July 17 (UPI) -- Gas flaring from oil and gas operations, a source of greenhouse gas emissions, is on the decline, but reaching a goalpost remains elusive, the World Bank said.
The United Nations and World Bank in 2015 endorsed a goal of zero routine flaring by 2030. The aim, which has support from 27 governments and more than two dozen oil companies, is to find ways to eliminate the burning off of the natural gas associated with oil production no later than 2030.
Satellite data from a World Bank-managed program, which counts the U.S. National Oceanic and Atmospheric Administration among its partners, found gas flaring last year declined even though global oil production increased by about a half percent.
"The latest global gas flaring data is encouraging, but we will have to wait a few more years to know whether it represents a much-needed turning point," Riccardo Puliti, a World Bank director of its energy and extractive industries, said in an emailed statement Tuesday.

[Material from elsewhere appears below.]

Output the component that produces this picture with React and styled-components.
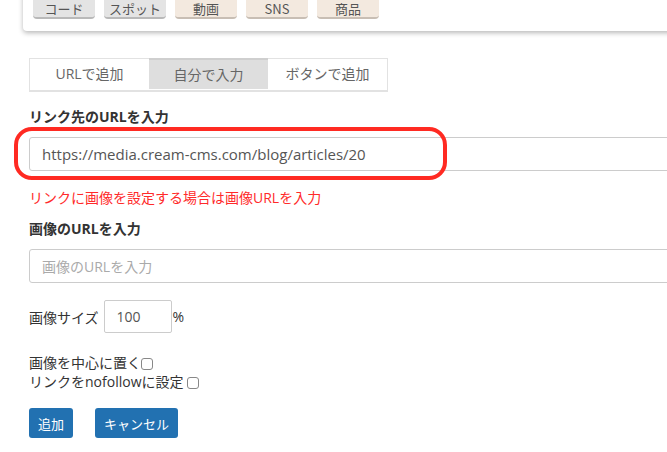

Gas flaring puts millions of tons of carbon dioxide, a potent greenhouse gas, into the atmosphere every year. In a market concerned about looming supply-side shortages, the World Bank added that burning off the associated gas was a "substantial" waste of natural resources.
"Ending routine gas flaring is a key component of our climate change mitigation agenda," Puliti added.
World Bank data show the total volume of natural gas flared last year was down about 5 percent from the previous year.
For Russia, the largest gas-flaring country in the world and among the world leaders in oil production, the volume of associated gas burned off declined 11 percent from 2016. From the United States, on pace to pass Russia as an oil producer, flaring increased nearly 7 percent, putting at No. 3 behind Iran and Libya, respectively, for major producers bucking the trend.
North Dakota, the second-largest producer in the United States, was among the first to advocate for a reduction in natural gas flaring. The state in 2014 set a goal of capturing 90 percent of associated gas within six years.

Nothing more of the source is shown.